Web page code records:

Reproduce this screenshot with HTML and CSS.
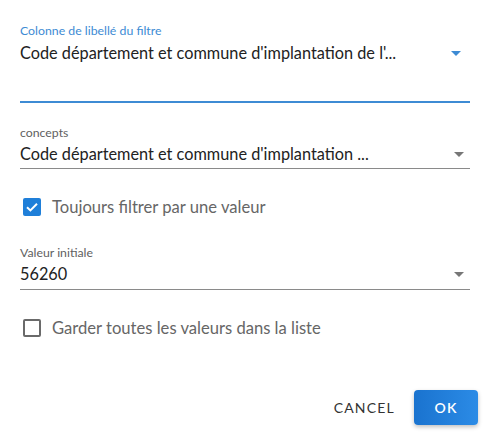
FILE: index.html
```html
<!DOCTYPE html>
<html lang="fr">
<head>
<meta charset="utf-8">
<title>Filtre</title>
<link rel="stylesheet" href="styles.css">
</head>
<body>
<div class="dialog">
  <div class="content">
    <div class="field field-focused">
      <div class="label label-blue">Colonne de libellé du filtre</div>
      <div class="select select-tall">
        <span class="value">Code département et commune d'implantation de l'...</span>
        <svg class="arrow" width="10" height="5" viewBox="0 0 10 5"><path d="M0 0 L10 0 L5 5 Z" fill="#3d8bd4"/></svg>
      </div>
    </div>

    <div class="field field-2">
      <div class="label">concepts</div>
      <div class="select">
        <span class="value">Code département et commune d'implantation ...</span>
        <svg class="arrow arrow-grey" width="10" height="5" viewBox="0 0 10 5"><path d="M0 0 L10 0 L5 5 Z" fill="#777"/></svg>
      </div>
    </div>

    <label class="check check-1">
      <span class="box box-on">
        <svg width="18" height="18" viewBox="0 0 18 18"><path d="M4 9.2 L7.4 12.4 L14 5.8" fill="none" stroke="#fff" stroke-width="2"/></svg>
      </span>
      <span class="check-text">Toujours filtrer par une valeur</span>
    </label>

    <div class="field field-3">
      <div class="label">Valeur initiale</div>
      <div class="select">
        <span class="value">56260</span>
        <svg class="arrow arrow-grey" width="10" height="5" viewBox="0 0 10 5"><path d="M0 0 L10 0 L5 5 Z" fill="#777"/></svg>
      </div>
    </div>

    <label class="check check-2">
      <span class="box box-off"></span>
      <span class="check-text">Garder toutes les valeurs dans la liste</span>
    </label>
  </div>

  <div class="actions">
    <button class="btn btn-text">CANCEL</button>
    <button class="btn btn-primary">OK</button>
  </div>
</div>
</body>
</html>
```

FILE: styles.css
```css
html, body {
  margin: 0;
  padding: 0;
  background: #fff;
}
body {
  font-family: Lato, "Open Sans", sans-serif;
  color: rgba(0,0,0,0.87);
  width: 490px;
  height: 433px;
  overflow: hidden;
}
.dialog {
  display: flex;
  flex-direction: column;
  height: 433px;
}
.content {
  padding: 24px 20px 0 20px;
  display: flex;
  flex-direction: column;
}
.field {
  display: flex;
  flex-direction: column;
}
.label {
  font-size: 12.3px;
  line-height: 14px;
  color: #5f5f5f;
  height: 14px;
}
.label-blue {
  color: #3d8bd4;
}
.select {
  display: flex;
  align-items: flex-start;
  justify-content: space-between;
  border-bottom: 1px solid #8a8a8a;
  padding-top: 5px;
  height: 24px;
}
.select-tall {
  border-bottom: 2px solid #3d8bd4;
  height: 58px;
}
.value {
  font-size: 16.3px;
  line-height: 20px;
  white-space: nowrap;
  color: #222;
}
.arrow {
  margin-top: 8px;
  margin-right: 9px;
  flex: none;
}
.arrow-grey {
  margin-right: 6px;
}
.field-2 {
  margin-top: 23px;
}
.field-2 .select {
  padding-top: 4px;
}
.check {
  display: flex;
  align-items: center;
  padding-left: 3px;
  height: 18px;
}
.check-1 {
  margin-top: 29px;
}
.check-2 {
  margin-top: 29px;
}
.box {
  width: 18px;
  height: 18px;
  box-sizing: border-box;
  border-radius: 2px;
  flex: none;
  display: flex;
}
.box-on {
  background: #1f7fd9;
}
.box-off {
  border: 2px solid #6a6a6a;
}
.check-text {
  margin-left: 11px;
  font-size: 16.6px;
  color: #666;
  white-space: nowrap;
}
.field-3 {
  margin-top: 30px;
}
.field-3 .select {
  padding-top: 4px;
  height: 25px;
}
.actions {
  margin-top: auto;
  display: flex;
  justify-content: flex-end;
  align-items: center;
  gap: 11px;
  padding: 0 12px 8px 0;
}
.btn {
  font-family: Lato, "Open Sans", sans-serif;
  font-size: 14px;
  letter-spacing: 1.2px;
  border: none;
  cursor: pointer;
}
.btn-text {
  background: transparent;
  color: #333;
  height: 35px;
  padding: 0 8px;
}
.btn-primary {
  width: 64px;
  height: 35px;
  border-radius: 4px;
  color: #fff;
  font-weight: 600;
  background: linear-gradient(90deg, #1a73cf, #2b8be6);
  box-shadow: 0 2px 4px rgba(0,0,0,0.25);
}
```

* * *

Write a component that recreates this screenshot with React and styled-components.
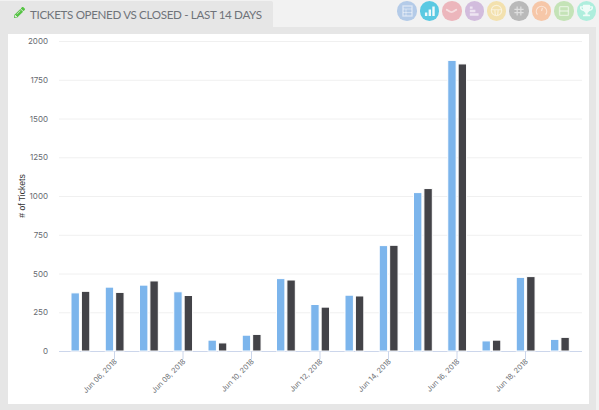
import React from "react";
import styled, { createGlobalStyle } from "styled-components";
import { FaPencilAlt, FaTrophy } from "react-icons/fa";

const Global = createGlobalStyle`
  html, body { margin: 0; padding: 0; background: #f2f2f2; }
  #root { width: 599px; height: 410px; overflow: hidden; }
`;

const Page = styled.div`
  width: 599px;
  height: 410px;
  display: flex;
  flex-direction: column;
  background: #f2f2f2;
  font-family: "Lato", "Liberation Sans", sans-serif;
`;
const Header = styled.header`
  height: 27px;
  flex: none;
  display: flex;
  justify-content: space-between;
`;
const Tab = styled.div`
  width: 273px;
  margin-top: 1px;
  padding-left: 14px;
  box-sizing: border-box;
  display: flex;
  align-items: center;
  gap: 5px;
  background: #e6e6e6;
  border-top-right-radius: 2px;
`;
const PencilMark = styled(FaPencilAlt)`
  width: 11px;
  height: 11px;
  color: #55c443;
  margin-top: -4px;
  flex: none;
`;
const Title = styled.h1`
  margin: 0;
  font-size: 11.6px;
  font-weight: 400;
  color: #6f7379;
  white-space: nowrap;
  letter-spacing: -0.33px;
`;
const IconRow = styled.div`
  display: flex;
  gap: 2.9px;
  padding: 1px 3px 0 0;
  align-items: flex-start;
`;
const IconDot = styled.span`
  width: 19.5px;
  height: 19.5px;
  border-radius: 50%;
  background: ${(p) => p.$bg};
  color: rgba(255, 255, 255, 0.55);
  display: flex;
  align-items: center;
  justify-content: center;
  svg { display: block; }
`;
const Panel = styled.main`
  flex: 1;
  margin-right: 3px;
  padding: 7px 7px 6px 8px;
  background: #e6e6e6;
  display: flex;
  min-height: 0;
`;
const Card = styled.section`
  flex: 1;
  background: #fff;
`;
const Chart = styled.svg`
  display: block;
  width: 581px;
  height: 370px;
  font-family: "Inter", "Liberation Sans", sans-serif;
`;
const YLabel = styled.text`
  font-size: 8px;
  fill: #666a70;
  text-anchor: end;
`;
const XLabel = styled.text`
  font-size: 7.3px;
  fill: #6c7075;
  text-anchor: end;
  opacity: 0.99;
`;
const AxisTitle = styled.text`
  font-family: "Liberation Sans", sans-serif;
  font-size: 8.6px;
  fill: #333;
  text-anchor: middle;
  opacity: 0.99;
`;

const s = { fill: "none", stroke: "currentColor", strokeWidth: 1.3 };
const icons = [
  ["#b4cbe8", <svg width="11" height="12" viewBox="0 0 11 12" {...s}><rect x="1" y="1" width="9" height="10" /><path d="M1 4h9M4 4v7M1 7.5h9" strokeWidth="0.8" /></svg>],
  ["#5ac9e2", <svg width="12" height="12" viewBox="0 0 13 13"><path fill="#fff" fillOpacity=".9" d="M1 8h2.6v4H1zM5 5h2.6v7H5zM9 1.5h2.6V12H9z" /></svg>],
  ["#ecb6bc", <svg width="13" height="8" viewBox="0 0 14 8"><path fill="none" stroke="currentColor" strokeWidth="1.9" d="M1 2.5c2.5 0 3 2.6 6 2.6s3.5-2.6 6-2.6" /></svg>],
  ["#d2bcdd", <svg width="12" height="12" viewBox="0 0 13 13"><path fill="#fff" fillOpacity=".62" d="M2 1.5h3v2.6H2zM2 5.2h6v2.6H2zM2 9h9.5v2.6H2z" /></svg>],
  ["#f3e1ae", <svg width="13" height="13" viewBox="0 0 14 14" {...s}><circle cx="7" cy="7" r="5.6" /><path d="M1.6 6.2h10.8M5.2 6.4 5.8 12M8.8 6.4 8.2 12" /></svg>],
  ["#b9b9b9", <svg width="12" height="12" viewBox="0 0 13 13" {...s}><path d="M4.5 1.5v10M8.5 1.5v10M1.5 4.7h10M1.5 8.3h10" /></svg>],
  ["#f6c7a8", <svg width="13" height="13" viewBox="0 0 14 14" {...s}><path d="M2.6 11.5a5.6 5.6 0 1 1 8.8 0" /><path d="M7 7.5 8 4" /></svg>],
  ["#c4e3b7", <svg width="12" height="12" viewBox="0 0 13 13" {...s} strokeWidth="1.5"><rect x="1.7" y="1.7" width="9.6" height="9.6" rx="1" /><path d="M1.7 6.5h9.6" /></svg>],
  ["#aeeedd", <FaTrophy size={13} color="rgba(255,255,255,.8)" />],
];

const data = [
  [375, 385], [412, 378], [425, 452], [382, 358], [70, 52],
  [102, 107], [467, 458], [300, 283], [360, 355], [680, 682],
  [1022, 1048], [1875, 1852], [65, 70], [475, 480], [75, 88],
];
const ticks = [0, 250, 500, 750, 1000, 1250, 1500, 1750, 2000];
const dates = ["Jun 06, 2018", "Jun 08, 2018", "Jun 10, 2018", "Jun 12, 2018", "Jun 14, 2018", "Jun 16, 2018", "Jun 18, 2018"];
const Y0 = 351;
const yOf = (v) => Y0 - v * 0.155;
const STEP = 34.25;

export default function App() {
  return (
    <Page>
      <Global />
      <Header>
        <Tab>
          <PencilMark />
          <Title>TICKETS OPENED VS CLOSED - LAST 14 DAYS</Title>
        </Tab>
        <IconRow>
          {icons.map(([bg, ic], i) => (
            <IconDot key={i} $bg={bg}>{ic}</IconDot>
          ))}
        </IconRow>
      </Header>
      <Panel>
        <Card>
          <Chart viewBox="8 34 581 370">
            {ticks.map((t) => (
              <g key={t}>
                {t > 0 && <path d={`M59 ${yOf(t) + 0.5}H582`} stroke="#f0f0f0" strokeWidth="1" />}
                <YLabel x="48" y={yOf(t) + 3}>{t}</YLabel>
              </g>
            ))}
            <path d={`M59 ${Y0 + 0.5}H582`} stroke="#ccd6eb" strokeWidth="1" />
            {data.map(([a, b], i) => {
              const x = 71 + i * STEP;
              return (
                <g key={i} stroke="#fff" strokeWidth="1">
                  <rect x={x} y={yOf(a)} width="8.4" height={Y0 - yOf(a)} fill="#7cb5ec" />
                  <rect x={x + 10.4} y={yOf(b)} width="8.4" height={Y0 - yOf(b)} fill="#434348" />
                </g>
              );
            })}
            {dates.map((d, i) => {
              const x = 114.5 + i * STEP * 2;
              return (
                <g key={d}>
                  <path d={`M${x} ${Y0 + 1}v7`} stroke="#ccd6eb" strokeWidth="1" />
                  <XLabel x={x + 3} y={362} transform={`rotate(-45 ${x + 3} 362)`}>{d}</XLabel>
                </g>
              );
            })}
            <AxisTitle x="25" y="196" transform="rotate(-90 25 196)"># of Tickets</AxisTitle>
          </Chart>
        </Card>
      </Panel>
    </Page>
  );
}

==

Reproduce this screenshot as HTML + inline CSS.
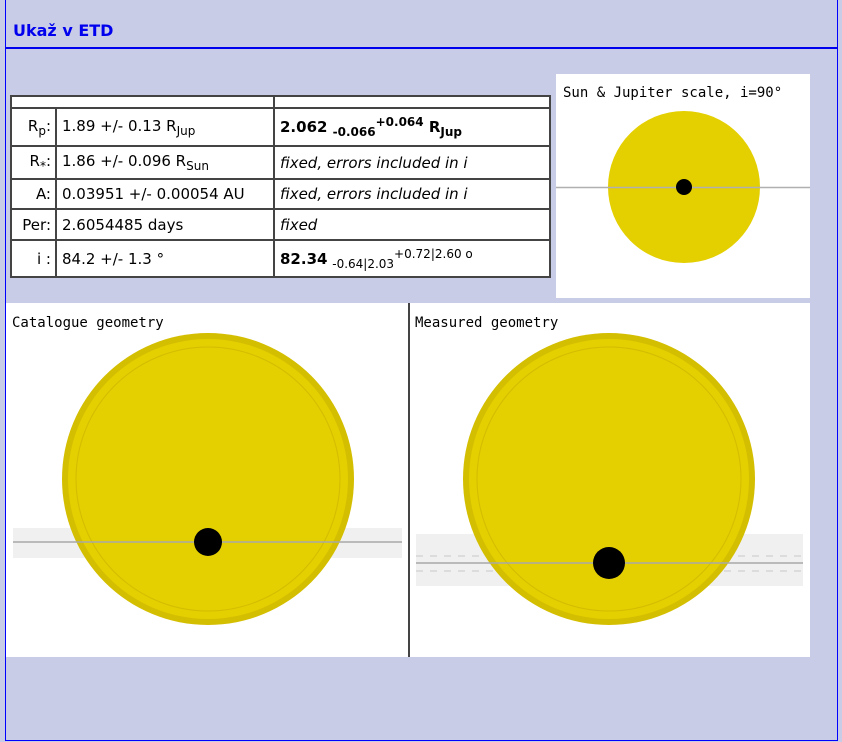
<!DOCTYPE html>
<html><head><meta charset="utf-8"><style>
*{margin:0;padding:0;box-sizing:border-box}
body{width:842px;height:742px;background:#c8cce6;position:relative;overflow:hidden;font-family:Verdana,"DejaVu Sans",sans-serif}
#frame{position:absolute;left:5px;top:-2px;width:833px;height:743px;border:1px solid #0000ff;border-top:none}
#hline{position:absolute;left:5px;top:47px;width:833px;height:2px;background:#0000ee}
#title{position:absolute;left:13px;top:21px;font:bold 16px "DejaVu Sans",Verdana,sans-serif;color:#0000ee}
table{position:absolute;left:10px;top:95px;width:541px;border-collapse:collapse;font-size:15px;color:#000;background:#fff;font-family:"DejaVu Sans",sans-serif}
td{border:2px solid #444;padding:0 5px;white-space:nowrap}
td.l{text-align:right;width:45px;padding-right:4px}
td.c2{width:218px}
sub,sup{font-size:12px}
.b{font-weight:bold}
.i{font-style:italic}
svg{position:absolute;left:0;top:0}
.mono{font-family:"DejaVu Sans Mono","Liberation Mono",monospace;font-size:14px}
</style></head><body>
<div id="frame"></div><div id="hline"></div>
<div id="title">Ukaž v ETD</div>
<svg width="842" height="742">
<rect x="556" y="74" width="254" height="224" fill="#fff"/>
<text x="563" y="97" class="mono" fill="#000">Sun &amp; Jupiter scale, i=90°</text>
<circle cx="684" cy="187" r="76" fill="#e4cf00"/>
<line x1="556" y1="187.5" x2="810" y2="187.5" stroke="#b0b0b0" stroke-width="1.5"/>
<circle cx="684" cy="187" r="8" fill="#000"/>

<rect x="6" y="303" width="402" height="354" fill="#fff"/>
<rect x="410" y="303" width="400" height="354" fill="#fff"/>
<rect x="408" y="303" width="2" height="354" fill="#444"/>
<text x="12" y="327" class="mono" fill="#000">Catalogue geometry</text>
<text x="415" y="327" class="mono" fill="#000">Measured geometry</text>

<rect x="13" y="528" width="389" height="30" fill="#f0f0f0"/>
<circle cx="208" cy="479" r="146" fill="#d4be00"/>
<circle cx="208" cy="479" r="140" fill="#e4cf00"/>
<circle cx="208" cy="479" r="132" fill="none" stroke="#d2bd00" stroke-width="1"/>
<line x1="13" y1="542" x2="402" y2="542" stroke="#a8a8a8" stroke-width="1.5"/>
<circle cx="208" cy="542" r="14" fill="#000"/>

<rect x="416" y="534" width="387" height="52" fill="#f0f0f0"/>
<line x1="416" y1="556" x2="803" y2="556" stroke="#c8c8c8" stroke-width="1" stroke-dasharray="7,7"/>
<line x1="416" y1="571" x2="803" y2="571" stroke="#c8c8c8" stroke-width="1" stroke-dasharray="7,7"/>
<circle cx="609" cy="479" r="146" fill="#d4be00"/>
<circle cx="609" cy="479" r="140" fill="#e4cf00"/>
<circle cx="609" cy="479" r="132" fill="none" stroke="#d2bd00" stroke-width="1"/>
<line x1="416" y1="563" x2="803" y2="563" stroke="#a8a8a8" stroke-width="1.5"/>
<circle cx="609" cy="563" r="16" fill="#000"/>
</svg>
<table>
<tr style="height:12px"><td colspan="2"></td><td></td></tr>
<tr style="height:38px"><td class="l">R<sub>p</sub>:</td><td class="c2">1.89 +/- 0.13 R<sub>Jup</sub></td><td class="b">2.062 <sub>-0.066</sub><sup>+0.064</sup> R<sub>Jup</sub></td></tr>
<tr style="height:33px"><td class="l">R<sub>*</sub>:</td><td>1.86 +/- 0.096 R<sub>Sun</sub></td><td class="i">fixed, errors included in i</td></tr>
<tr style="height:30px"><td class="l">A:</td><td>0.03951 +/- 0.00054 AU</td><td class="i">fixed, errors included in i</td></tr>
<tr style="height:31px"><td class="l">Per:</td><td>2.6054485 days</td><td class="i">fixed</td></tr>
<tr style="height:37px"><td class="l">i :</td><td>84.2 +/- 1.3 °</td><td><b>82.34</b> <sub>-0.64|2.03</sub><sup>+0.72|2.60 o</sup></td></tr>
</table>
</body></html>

• Short task
Display every line of the listing that contains the string "screenshot".

• Finished exercise
Reproduce this screenshot with HTML and CSS.
Write a component that recreates this screenshot with React and styled-components.
Reproduce this screenshot as HTML + inline CSS.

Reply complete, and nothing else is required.